Wednesday, December 1, 2010

the backroads of my mind map

in my introduction to creativity class, we were assigned our first creative project near the beginning of the semester.  the assignment was to create a mind map around the topic of our choice.  we had to choose a main topic, my was secrets, and then create at least three main branches from the main topic, mine were secret fears, secret handshakes, and secret stashes.  then from each of the main branches we were supposed to create smaller branches and then even smaller branches until we ran out of room on the paper.  we were instructed to look for connections all across the mind map, regardless of which main branch the sub branch, or idea, was rooted on.  at the time in class we were learning about brainstorming and divergent thinking and this assignment promoted the use both ideas.
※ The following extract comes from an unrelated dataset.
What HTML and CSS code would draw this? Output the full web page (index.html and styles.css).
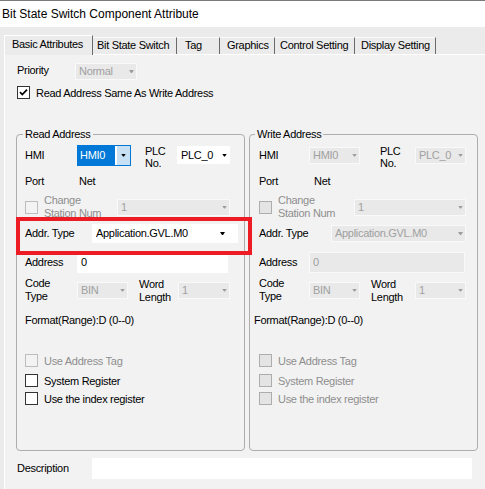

the process not only made realize how many connections i could make, which amazed me,  but it also revealed something deeper about the way i think.  i didn't really notice it until i came across the project again the other day and i was looking at the grading rubric and seeing where i lost points.  one of the major areas that i lost points was because i sectioned off each of the main branches and that would have been fine but i didn't make any connection from section to section after that.  my professor even thought that i sectioned it off as to not permit connections from section to section.  at first, i didn't really notice anything weird about the way i sectioned the mind map off or find it weird that there were no cross section connections.  then it hit. i had most likely done it subconsciously.  in almost every aspect of my life, i like a little bit of structure but then within that structure i find it necessary to have freedom.  hence my double major in rigid, rule-based accounting and free-flowing, divergent advertising.  i need a little bit of both to stay sane.  thus it only makes sense that i would continue this on my mind map.  each section of main branches were organized neatly but within those sections ideas flowed any and everywhere.  i never thought a class assignment would teach me so much about myself.